New Zealand insurer Tower says its annual large event costs reached $NZ55.6 million ($51.34 million), up from $NZ19 million ($17.54 million) a year earlier. 

CEO Blair Turnbull says Tower navigated catastrophic weather events, widespread inflation and increasing crime in the year to September, when the combined operating ratio including large events worsened to 101%, from 90.1% a year earlier. 

Tower is forecasting a combined operating ratio of 95-97% this financial year, underlying net profit of $NZ22-27 million ($20.31- 24.93 million), and gross written premium (GWP) growth of 10-15%. 

“While we have certainly faced significant challenges this financial year, our underlying result demonstrates resilience,” Mr Turnbull said. 
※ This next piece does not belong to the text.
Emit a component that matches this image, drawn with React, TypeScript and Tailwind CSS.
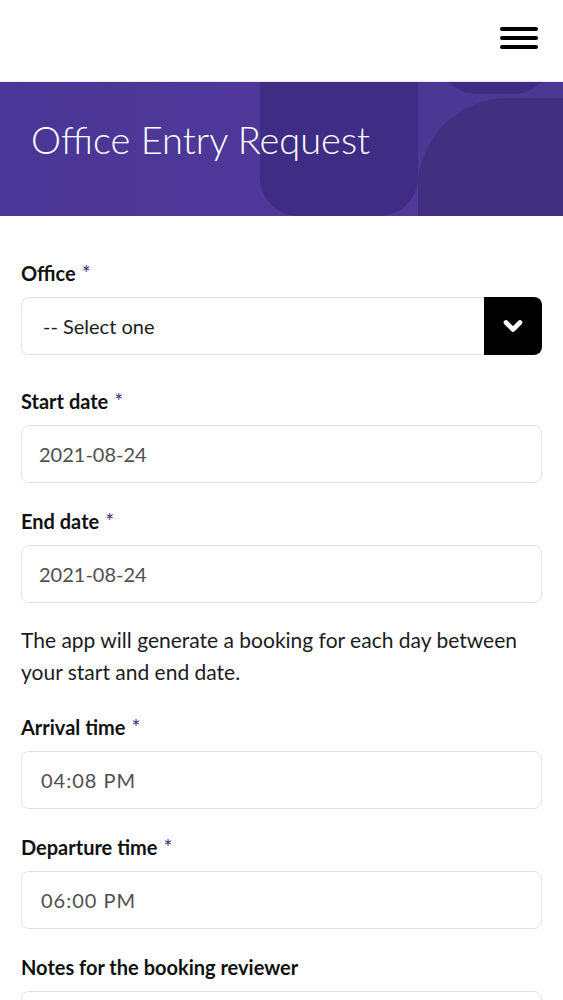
import { ChevronDown } from 'lucide-react';

const font = { fontFamily: 'Lato, "Noto Sans", sans-serif' };

function Label({ text, required = true }: { text: string; required?: boolean }) {
  return (
    <label className="mb-3 block text-[20px] font-bold leading-6 text-[#111]">
      {text}
      {required && <span className="ml-1.5 align-top text-[21px] font-normal leading-6 text-[#3d2f7a]">*</span>}
    </label>
  );
}

function Field({ label, value, pad = 'pl-[17px]', gap = 'mt-[26px]' }: { label: string; value: string; pad?: string; gap?: string }) {
  return (
    <div className={gap}>
      <Label text={label} />
      <div className={`flex h-[58px] items-center rounded-lg border border-[#e3e3e3] bg-white ${pad} text-[20px] text-[#4f4f4f]`}>
        {value}
      </div>
    </div>
  );
}

export default function App() {
  return (
    <div className="min-h-screen w-full bg-white" style={font}>
      <header className="flex h-[82px] items-center justify-end border-b border-[#e6e6ee] pr-[25px]">
        <button className="flex w-[38px] flex-col gap-[5px] pb-[6px]">
          <span className="h-[4px] w-full rounded-full bg-black" />
          <span className="h-[4px] w-full rounded-full bg-black" />
          <span className="h-[4px] w-full rounded-full bg-black" />
        </button>
      </header>

      <div className="relative flex h-[134px] items-center overflow-hidden bg-gradient-to-r from-[#4a3696] to-[#53399b] pb-[20px] pl-[31px]">
        <div className="absolute -top-10 bottom-0 left-[260px] w-[158px] rounded-b-[38px] bg-[#3f2d85]" />
        <div className="absolute inset-y-0 left-[418px] right-0 bg-[#4a3895]" />
        <div className="absolute -top-[60px] left-[440px] h-[72px] w-[110px] rounded-full bg-[#3f2d85]" />
        <div className="absolute left-[418px] top-[16px] h-[240px] w-[240px] rounded-[90px] bg-[#41307f]" />
        <h1 className="relative text-[38px] font-light leading-none text-white">Office Entry Request</h1>
      </div>

      <form className="px-[21px] pb-10 pt-[45px]">
        <div>
          <Label text="Office" />
          <div className="flex h-[58px] items-stretch">
            <div className="flex flex-1 items-center rounded-l-lg border border-r-0 border-[#e3e3e3] pl-[21px] text-[20px] text-[#1c1c1c]">
              -- Select one
            </div>
            <div className="flex w-[58px] items-center justify-center rounded-r-lg bg-black">
              <ChevronDown className="h-7 w-7 text-white" strokeWidth={4} />
            </div>
          </div>
        </div>

        <Field label="Start date" value="2021-08-24" gap="mt-[34px]" />
        <Field label="End date" value="2021-08-24" />

        <p className="mt-[21px] text-[21px] leading-8 text-[#1c1c1c]">
          The app will generate a booking for each day between your start and end date.
        </p>

        <Field label="Arrival time" value="04:08 PM" pad="pl-[19px] tracking-[1px]" gap="mt-[27px]" />
        <Field label="Departure time" value="06:00 PM" pad="pl-[19px] tracking-[1px]" />

        <div className="mt-[26px]">
          <Label text="Notes for the booking reviewer" required={false} />
          <div className="h-[120px] rounded-lg border border-[#e3e3e3]" />
        </div>
      </form>
    </div>
  );
}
In the year to September 30, Tower recorded an underlying profit including large events of $NZ7.6 million ($7.01 million), versus $NZ27.3 million ($25.21 million) a year earlier. GWP rose 17% to $NZ527 million ($486.65 million). 

Inflation and a higher frequency of motor claims contributed to a rise in the business as usual claims ratio to 55.5%, from 48.9% in 2022. Tower says it is continuing to apply targeted rating and underwriting actions to address this. 

A reported loss of $NZ1.2 million ($1.1 million) includes strengthening of the residual Canterbury earthquake and remediation provisions. Tower will not pay a full-year dividend. 

Around 84% of Tower claims for the Auckland and Upper North Island weather event and Cyclone Gabrielle are completed, and 88% for Cyclones Judy and Kevin in Vanuatu. 

Tower says it is moving workflows to its operational hub in Suva where its team of 250 staff are delivering lower service costs.